31 thoughts on “Guest Post: 8 Things I Wish People Knew…”

  1. At 66 with RP, this brings back memories. It’s only been in the last few years that I can no longer see the difference between white and black slacks under my brightest light, so I’ve had a lifetime of dealing with the confusion about being blind or not. It was especially hard in school, when the teachers thought I was faking, and no one – including me – understood loss of visual field. Great list, Joy:)

  2. I know exactly what you mean Empish. Even some of my friends who have been blind since birth have said that they would imagine that low vision has its own set of issues especially for those of us who lose sight later in life.
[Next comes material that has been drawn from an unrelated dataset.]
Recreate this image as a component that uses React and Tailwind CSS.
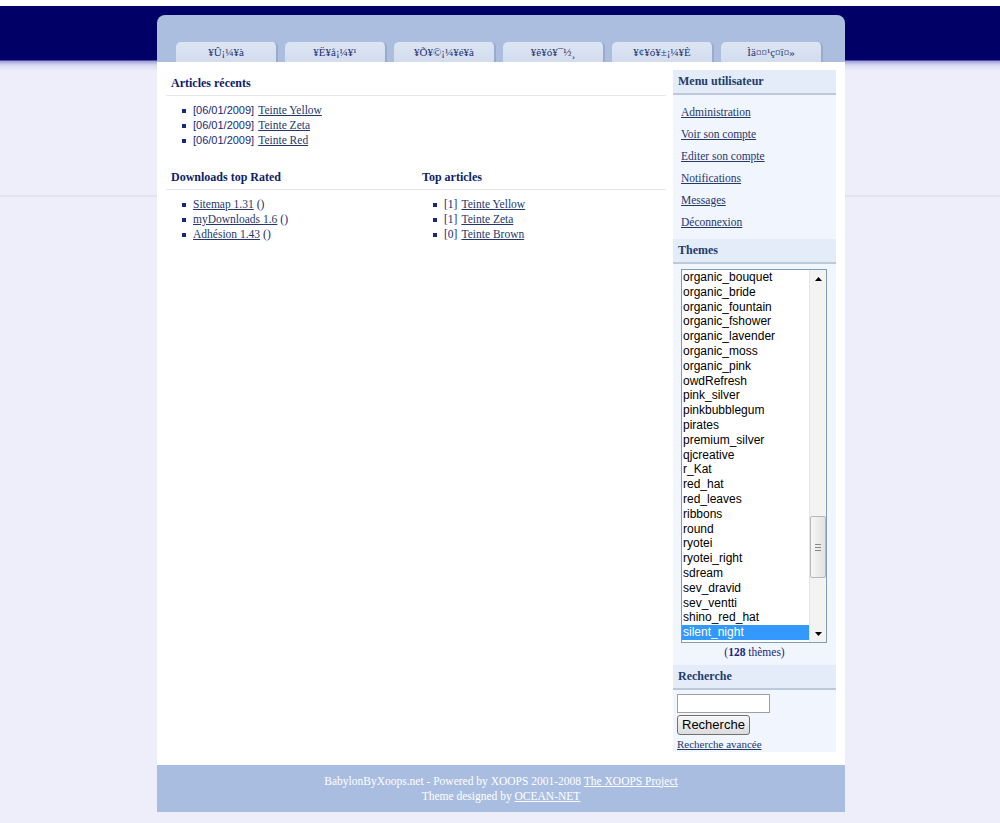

  3. Thanks for sharing this post. I remember when I was low vision and was dealing with some of the very things you mentioned. I don’t have RP but my vision did decrease over time. I use to wear thick glasses like the coke bottle type and used a white cane because I couldn’t see on the sides of me or down a flight of stairs when I approached them. The cane was good for stuff like that. People always thought something was mentally wrong because I wore glasses and used a cane. I would try and explain what I could see and what I couldn’t but people didn’t always get it. It can be hard to explain low vision sometimes. People just assume either you are totally sighted or totally blind. They don’t understand there are variations of vision loss.

  4. Hey Joy, sometimes I amaze myself with my hindsight brilliance. Going forward I will place a notation for people to link up with all of my guest’s specific blogs. Thank you for replying to these comments. 😀

  5. Thanks Wallace! Glad you found it helpful! Feel free to send your mom this article or have her visit us at! 🙂

  6. I’m glad you liked it Glen. Yes, I felt Joy was so eloquent in this piece and so much of it resonated with me. Thankfully I’ve been blessed with a very supportive community here that includes both sighted and people who have sight loss. We’re all learning and that’s a good thing. Also, I try to encourage an open forum so that people aren’t afraid to ask the difficult questions.

  7. Ditto to what others have said, this is a great post Stephanie, very well summarised and explained by Joy. Even for someone with a relatively minor visual impairment like myself, those points are still very relevant and important for people to understand. Thank you for sharing it. 🙂

  8. Hi Jacqueline, I’d love to take part in the Bloggers brunch. I have my grandson during the afternoon on Saturday but I’ll join after he leaves. If I may ask what is your timezone? I’d like to be timely however I know we are in different timezones. I’m located in the US eastern time zone.

  9. Blindness like any other ailment is just a condition that someone has and not the person. It doesn’t take away their inspiration, desires and living a fulfilling life. Great post.
    Let me use the opportunity to invite you to the Bloggers brunch that I am hosting over the weekend Saturday – Sunday. I believe it will be fun to mingle with others. The invitation is titled, It’s Brunch Party Time. I will send one out again tomorrow. My regards.

  10. Laurel, as always thank you so very much for your kind comment. I had to laugh though when I got to the part of me never complaining ;( I’ve had some serious Oscar worthy hissy fits, I just try to be my professional best on here 😉

  11. Wonderful post, Stephanae! I wonder if you realize what an inspiration you are…not just to the ones losing or having lost their sight…but to sighted people as well.
    You make us stop and consider things that many of us may not have ever considered.
    I told you about my grandma H***. She, like you, was so unassuming about her eyesight. She, like you, never complained. 🙂

  12. Bless her heart. I had to chuckle at your dad’s response to moving in a senior housing facility. As another resource, has a pretty comprehensive packet of information for people new to vision loss as well as quite a bit of additional helpful tips from peer advisers.

  13. My grandfather also had macular degeneration, so she knew what to expect to some extent. She’s doing well though managing a house is becoming more difficult (she’s in her 80’s and complains more about her balance than her vision). She has a reader and still reads my books though I’ve offered to record them for her – she’s a trooper. She’d like to move to senior housing while she can still see a little, but my dad refuses to live with “old” people. The Peach family drama. Thanks for asking. I’ll definitely stay tuned to your blog. I can use all the advice I can get! 🙂

  14. Thank you so much for this comment. I’ll be sure to let Joy know as this is what all of us going through similar circumstances are trying to achieve. It is different for those of us who lose our vision later in life. While I don’t consider myself advanced in years, I began having sight issues in my mid 40s and my particular situation was one that should have occurred in my 60s or 70s. If you don’t mind my asking how is your mom handling her sight loss?